ISLAMABAD (AP) — Dozens of people held a rally in Pakistan's capital on Tuesday to demand the government release what they say are hundreds of people who have been “forcibly disappeared” by security agencies in recent years.

Marking international Human Rights Day, activists and families of the missing called on Pakistani Prime Minster Imran Khan to release all detainees being held without due process.

Pakistan's government has repeatedly denied the allegations, claiming most of those who are missing went to neighboring Afghanistan to join militant groups.

In an emotional speech in front of Parliament, Amina Masood Janjua, who heads the Defense of Human Rights Pakistan group, said Khan needs to fulfill his campaign promise from last year, when he vowed to end the practice enforced disappearances after taking office.

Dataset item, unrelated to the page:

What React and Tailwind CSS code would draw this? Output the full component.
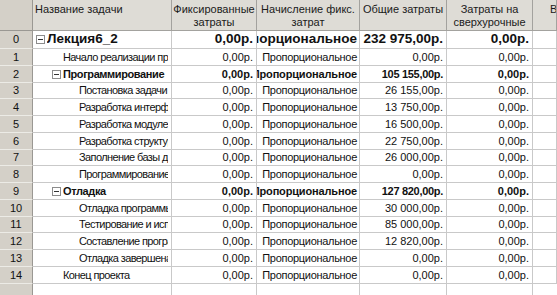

Some at the rally held photos of relatives they say are detained. Two young girls carried handmade signs saying “I want my daddy back” in Urdu. Their father, Mohammad Usama Mirza, went missing in 2016, and like many other detainees he hasn't been charged or presented before any court.

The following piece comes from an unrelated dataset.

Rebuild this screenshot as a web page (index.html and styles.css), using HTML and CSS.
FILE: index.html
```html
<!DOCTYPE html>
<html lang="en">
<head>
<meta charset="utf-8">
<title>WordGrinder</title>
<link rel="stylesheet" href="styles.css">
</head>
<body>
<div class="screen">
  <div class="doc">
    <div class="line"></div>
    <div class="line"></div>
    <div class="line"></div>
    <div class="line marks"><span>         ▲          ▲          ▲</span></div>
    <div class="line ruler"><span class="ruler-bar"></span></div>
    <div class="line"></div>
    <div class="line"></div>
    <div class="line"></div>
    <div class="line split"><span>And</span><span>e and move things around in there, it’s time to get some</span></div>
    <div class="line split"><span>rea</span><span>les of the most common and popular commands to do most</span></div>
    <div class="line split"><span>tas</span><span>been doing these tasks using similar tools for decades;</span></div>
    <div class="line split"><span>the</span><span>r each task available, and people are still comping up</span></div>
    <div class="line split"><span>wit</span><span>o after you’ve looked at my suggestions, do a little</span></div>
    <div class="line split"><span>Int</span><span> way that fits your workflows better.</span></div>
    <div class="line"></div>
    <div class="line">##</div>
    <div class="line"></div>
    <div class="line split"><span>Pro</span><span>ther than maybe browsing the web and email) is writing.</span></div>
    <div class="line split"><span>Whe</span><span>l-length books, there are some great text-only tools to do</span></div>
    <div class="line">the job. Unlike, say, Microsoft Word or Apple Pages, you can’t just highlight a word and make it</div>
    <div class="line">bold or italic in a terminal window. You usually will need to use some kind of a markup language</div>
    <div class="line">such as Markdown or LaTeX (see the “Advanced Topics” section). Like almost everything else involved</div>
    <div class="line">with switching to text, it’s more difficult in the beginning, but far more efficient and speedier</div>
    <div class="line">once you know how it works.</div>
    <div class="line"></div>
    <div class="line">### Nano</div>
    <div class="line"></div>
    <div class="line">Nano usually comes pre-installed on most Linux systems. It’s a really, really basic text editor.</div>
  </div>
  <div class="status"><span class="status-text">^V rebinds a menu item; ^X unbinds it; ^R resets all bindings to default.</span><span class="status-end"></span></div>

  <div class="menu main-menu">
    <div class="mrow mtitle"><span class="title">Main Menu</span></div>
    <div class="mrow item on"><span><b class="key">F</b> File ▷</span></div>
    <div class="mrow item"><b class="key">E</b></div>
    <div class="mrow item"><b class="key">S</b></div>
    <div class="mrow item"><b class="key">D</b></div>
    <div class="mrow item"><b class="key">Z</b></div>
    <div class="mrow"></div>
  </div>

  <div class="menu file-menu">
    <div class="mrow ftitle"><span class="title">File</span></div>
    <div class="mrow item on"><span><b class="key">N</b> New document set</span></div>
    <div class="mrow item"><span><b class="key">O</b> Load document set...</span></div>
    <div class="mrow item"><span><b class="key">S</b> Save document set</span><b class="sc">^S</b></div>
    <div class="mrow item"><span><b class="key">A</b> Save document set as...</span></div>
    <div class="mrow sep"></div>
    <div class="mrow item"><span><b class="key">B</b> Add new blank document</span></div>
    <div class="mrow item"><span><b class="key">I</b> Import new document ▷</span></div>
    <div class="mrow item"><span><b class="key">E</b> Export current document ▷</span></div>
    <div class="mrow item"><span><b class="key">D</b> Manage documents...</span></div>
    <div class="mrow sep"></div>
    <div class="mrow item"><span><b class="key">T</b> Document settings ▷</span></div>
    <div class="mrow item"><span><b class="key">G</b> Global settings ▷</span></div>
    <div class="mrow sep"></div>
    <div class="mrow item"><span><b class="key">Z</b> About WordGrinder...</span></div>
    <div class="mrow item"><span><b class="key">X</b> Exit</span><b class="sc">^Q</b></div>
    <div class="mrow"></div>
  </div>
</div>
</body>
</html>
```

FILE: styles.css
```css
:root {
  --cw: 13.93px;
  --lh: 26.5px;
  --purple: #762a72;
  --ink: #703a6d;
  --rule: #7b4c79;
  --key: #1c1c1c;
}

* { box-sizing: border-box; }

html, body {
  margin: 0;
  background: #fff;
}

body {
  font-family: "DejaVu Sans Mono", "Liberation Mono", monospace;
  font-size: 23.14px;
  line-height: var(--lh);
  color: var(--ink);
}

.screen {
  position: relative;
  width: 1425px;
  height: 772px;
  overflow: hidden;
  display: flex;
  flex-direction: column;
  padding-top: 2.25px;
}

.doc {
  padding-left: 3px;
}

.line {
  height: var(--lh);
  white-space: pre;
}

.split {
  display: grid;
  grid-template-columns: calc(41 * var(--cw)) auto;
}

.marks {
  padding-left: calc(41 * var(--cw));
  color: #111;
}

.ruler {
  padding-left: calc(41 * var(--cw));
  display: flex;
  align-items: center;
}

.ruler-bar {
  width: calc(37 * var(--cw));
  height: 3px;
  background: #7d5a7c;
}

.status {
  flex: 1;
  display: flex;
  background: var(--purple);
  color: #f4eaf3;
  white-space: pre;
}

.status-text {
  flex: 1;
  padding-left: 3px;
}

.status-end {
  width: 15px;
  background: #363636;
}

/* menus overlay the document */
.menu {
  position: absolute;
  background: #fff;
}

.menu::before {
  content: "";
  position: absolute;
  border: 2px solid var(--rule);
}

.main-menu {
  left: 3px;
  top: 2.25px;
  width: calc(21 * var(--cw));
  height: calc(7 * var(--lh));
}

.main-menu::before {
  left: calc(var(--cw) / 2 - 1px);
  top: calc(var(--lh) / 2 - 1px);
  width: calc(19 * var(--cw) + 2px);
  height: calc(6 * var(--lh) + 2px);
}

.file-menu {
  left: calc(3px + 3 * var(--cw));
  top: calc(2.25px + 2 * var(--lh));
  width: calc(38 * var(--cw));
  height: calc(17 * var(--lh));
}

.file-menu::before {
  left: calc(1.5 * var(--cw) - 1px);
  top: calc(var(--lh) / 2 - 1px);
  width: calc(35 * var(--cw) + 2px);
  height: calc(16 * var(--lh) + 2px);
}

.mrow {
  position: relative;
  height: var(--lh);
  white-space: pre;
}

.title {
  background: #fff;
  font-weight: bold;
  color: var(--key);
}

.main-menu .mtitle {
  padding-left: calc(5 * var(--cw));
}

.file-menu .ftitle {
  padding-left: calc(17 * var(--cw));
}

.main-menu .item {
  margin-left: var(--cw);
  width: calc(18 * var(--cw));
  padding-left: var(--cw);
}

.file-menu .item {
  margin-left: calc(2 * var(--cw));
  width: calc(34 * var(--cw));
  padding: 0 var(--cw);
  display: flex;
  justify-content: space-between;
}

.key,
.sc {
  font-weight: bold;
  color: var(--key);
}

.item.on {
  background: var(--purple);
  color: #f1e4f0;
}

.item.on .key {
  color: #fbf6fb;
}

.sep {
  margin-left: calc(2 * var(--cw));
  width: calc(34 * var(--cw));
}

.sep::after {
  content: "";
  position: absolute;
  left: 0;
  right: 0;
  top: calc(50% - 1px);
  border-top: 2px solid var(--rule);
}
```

Janjua herself is the wife of an alleged detainee, Masood Ahmad Janjua, a businessman who went missing in 2005 in the garrison city of Rawalpindi. Since then, she has been fighting a legal battle for his and other detainees' release. Her husband's whereabouts remain unknown.

Although Pakistani law prohibits detentions without court approval, security officials privately concede that intelligence agencies are holding an unspecified number of suspects. The officials say the detentions are because of ties to militant groups. The officials all spoke on condition of anonymity because they are not authorized to speak to media.